1/3

Sniper Elite

Arda Gündüz 3.06.2010 - 12:31
Sessiz, derinden, stratejik, konsantre, ateş!
Hepimiz sayısız savaş oyunu oynamışızdır. Her birinde de sayısız asker sınıfına rastlamış ve özelliklerinden maksimum düzeyde faydalanmaya çalışmışızdır. Özellikle bu durum, taktiksel aksiyon oyunlarında geçerlidir. Genelde, yanımıza farklı yeteneklere sahip 3-4 adam alır ve görevlerde stratejik düşünerek onlardan maksimum verim almaya çalışırız. Zevke göre, asker tercih etme ve yönetme durumu da değişir tabi. Kimisi savaş alanında agresif olmak ve önüne geleni yıkmak ister, bu yüzden de ağır makinalı ve taramalı silahlar kullanan askere öncelik verirler. Kimisi de, sessiz ve derinden iş bitirmeyi tercih eder ve kullanımı da bilhassa zevkli olduğu için keskin nişancıları tercih eder. Uzak mesafelerden, tek bir atışla düşmanı indirmek, aksiyon oyuncularına ayrı bir heyecan verir. İşte Sniper Elite de, keskin nişancılar üzerine kurulu olan, her türlü ayrıntısıyla bir keskin nişancının kontrolünü ele aldığımız yapım olarak karşımıza çıkacak.

Merminin sesi uzaktan hoş gelmez

2. Dünya Savaşı’nın sonlarına doğru, Berlin’de cereyan edecek olan Sniper Elite’te bir Amerikan keskin nişancısını kontrol ediyor ve birbirinden zorlu 28 görev boyunca başarılı olmaya çalışıyoruz. Berlin’in değişik bölgelerinde, zaman zaman sıcak temaslara gireceğimiz gibi, bir yandan keskin nişancı olmamızın verdiği özelliğe dayanarak uzaklardan, sessiz hareket ederek, kendimizi belli etmeden bitirmemiz gereken işler çoğunlukta olacaklar. Sniper Elite, 3. şahıs görünümünden oynanacak.
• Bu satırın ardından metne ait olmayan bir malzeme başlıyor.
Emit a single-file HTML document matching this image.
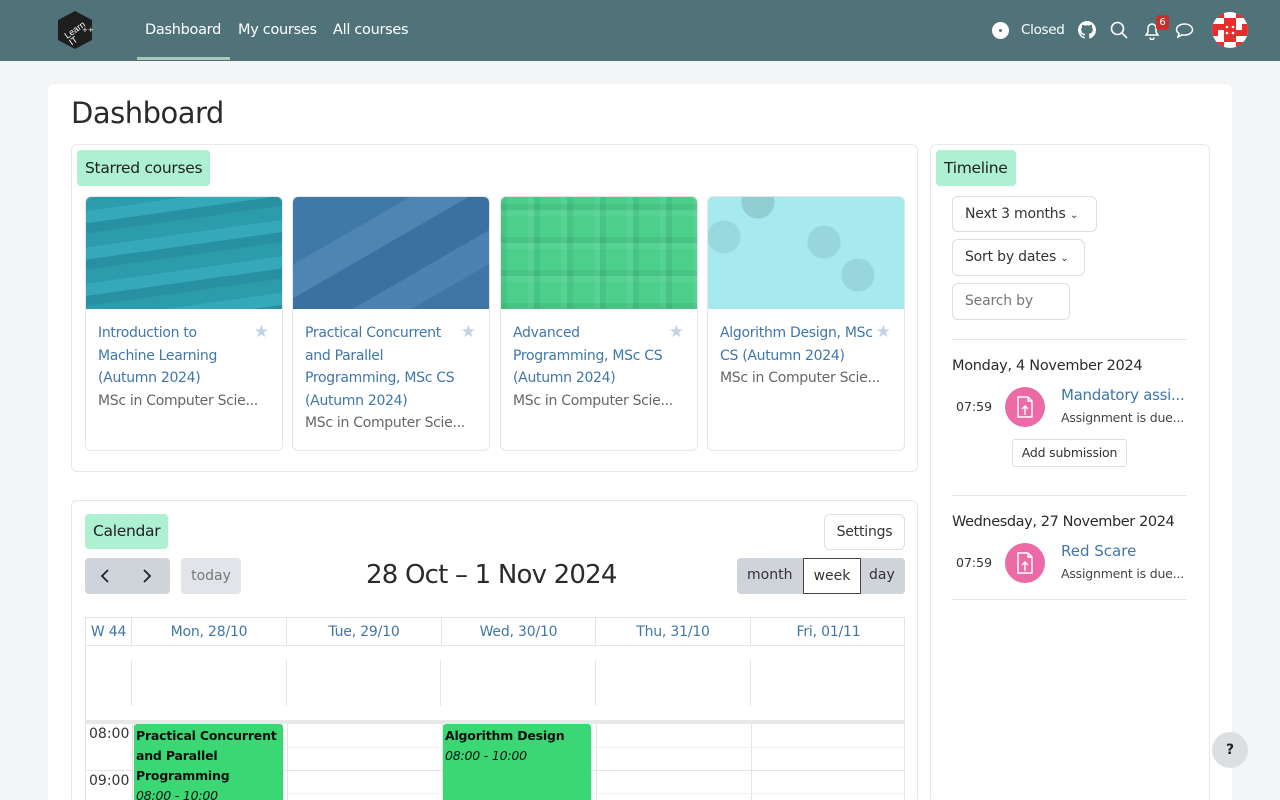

Görevler sırasında gözümüzü dört açmamız gerekecek. Zira, bir keskin nişancı, kendine düşmanlar tarafından kolay tespit edilemeyecek ve düşmanı rahat bir şekilde avlayacak noktalar bulmak zorunda. Sniper Elite’te de temel mantık bu iş üzerine kurulmuş durumda. Gizli olmamız şart, ayrıca kendimize sota bir mekan bulduktan sonra, düşmanı vurduğumuzda, taktir edersiniz ki tüfeğimizden bir ses çıkacak ve düşmanın da dikkatini çekmiş olacağız. Bu yüzden, bir kere kullandığımız bir noktayı defalarca kullanamayacak ve yaratıcı olmak durumunda kalacağız. Çünkü düşman, duyduğu ses üzerine merminin nerelerden geldiğini hesaplayabiliyor ve orayı kontrol etmek amacıyla destek birim çağırıp yollayabiliyor. Gizli olmanın yanında, hareketli olmamız ve her an kendimize yeni fırsatlar yaratmamız da gerekiyor.

Yapay zekanın, bu oyunda da önemi büyük. Sonuçta bizim stratejik bir görevimiz var ve onlar da bizi durdurabilmek için bu şekilde davranmak durumundalar. Yapımcıların verdiği bilgilere dayanarak, o anki olaylara göre düşman askerleri değişik reaksiyonlar gösterecekler. Her görevde bu sabit kalmayacak, devamlı değişik davranacaklar. Ağır ateş altında oldukları zaman siperlere saklanabilecek, ya da kendilerini o anda kalabalık bir ordu olarak görmüşlerse, o zaman üzerimize sağlam bir saldırı gerçekleştirebilecekler. Şarjörleri bittiği zaman, devamlı suretle kendilerine bir siper bulacak ve değişim işlemini orada gerçekleştirecekler. Hatta, deneme aşamasında oyuncuların gözlemlediği bir duruma göre, düşman askerleri, yaralı arkadaşlarına yardım edebilmek adına ilk önce bölgeyi kontrol altına alıyorlar ve daha sonra bir adam yaralı askeri sırtına alıp tedaviye götürürken, diğeri de onları korumak üzere düşmana karşı koymaya devam ediyor. Bu gibi ayrıntılar, oyunu da heyecanlı ve gerçeğe yakın kılıyor.